UPDATE: Solar farm expansion up to Clark County Fiscal Court

Update on August 3, 2021:

WINCHESTER, Ky. (WTVQ) – The Winchester-Clark County Planning Commission at its meeting Tuesday recommended to deny two proposed ordinances that would allow for the expansion of solar farms in Clark County, according to Robert Jeffries, Winchester Planning and Community Development Director.

The planning commission forwarded the issue to the Clark County Fiscal Court, according to Jeffries.

The proposed ordinances would amend local zoning to allow for solar projects to be installed in industrial or agricultural zones.

The possible expansion of solar farms has been debated for months.  Critics don’t want farm land taken away for solar development, saying it would hurt farmers and property values and take away land.  Solar farm companies argue it would do just the opposite.

There’s already one solar facility in the county in an industrial area.

 

Update on July 6, 2021:

CLARK COUNTY, Ky. (WTVQ) – Tuesday night, the Winchester-Clark County Planning Commission met to discuss proposed ordinances for solar farms in Winchester. Critics don’t want farm land taken away for a solar development.

A new ordinance was drafted by the commission in June to have the solar development on industrial land. That new ordinance was to be voted on at their meeting.

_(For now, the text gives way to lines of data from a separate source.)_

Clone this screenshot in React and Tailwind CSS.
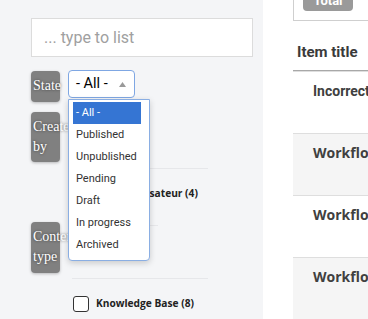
import React from 'react';

const STATES = ['- All -', 'Published', 'Unpublished', 'Pending', 'Draft', 'In progress', 'Archived'];

const Label = ({ children, className = '' }) => (
  <div
    className={`w-[29px] shrink-0 rounded-[4px] bg-[#808080] pl-[2px] py-[5px] text-[14px] leading-[20px] text-white shadow-[0_1px_3px_rgba(0,0,0,0.25)] [text-shadow:0_0_3px_rgba(0,0,0,0.6)] ${className}`}
    style={{ fontFamily: '"Liberation Serif", serif' }}
  >
    {children}
  </div>
);

const CheckRow = ({ label }) => (
  <div className="flex h-[50px] items-center gap-[7px] pl-[1px]">
    <span className="h-[16px] w-[16px] shrink-0 rounded-[3px] border-[1.5px] border-[#333] bg-white" />
    <span className="whitespace-nowrap text-[10.2px] font-bold text-[#222]" style={{ fontFamily: '"Open Sans", sans-serif' }}>
      {label}
    </span>
  </div>
);

const StateSelect = () => (
  <div className="relative">
    <div className="flex h-[28px] w-[67px] items-center justify-between rounded-[4px] border border-[#7fa7e3] bg-white pl-[7px] pr-[8px]">
      <span className="text-[14.5px] text-black" style={{ fontFamily: 'Roboto, sans-serif' }}>- All -</span>
      <svg width="7" height="5" viewBox="0 0 7 5">
        <path d="M3.5 0 L7 5 L0 5 Z" fill="#9a9a9a" />
      </svg>
    </div>
    <div className="absolute left-0 top-[29px] z-10 w-[82px] rounded-b-[4px] border border-[#8aaee3] bg-white pb-[4px] pl-[4px] pr-[8px] pt-[2px] shadow-[0_2px_6px_rgba(0,0,0,0.18)]">
      {STATES.map((s, i) => (
        <div
          key={s}
          className={`h-[22px] pl-[3px] text-[11px] leading-[22px] ${i === 0 ? 'bg-[#3575d3] text-white' : 'text-[#333]'}`}
          style={{ fontFamily: 'Roboto, sans-serif' }}
        >
          {s}
        </div>
      ))}
    </div>
  </div>
);

const Row = ({ title, shaded, font }) => (
  <div className={`h-[62px] border-t border-[#dedede] pl-[20px] pt-[6px] ${shaded ? 'bg-[#f5f5f5]' : 'bg-white'}`}>
    <span className="whitespace-nowrap text-[14px] font-bold leading-[20px] text-[#404040]" style={{ fontFamily: font }}>
      {title}
    </span>
  </div>
);

export default function App() {
  return (
    <div className="flex h-[319px] w-full overflow-hidden bg-white">
      {/* Filters */}
      <div className="w-[263px] shrink-0 bg-[#f4f5f7] pl-[31px] pr-[10px] pt-[18px]">
        <div
          className="flex h-[39px] items-center border border-[#dcdcdc] bg-white pl-[12px] text-[16px] text-[#a0a0a0]"
          style={{ fontFamily: 'Roboto, sans-serif' }}
        >
          ... type to list
        </div>

        <div className="mt-[13px] flex gap-[8px]">
          <Label className="mt-[1px] h-[31px]">State</Label>
          <StateSelect />
        </div>

        <div className="mt-[10px] flex gap-[12px]">
          <Label className="h-[50px]">Created by</Label>
          <div className="w-[136px] pt-[56px]">
            <div className="border-t border-[#e6e7ea]" />
            <CheckRow label="Super Utilisateur (4)" />
          </div>
        </div>

        <div className="mt-[3px] flex gap-[12px]">
          <Label className="h-[51px]">Content type</Label>
          <div className="w-[136px] pt-[3px]">
            <div className="w-[86px] border-t border-[#e6e7ea]" />
            <div className="h-[52px]" />
            <div className="border-t border-[#e6e7ea]" />
            <CheckRow label="Knowledge Base (8)" />
          </div>
        </div>
      </div>

      {/* List */}
      <div className="w-[300px] shrink-0 pl-[30px]">
        <div className="h-[31px] border-x border-b border-[#cfcfcf] pl-[9px]">
          <div
            className="-mt-[10px] flex h-[21px] w-[50px] items-center justify-center rounded-[4px] bg-[#9a9a9a] text-[13px] font-bold text-white"
            style={{ fontFamily: 'Roboto, sans-serif' }}
          >
            Total
          </div>
        </div>
        <div
          className="mt-[21px] border-b border-[#a8a8a8] pb-[8px] pl-[4px] text-[15px] font-bold leading-[20px] text-[#3a3a3a]"
          style={{ fontFamily: 'Roboto, sans-serif' }}
        >
          Item title
        </div>
        <Row title="Incorrect workflow" font="Roboto, sans-serif" />
        <Row title="Workflow" shaded font='"Open Sans", sans-serif' />
        <Row title="Workflow" font='"Open Sans", sans-serif' />
        <Row title="Workflow" shaded font='"Open Sans", sans-serif' />
      </div>
    </div>
  );
}
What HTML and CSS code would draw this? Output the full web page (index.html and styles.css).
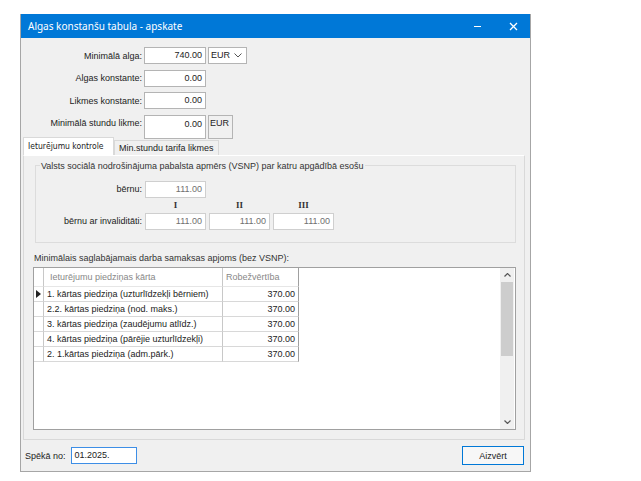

After much deliberation between the commissioners, an amendment was added to give the final decision to the fiscal court. That passed 5-to-1. The commission also denied the two ordinances originally proposed by a 5-to-1 vote.

Original story May 25, 2021:

CLARK COUNTY, Ky. (WTVQ) – In Winchester, more than a hundred people gathered Tuesday speak to the Planning Commission about an ordinance that could bring more solar farms to the area.

One by one, those for and against the ordinance spoke to the commission.

Those against the ordinance included the non-profit group “The Clark Coalition”.

The group is concerned the farms would take away traditional farming jobs and hurt property values.

Solar farm companies say it would do the opposite.

Speakers say this is the first opportunity in almost two years for the public to weigh in and that bothers them.

Clark Coalition Executive Director Will Mayer says the hearing allowed people to show evidence.

“We hope to shine a light on this process as well as present evidence of the cost and benefits of industrial scale solar in agricultural zones,” said Mayer.

The Planning Commission didn’t take any action on the ordinance Tuesday, but may discuss it in its regular meeting next Tuesday.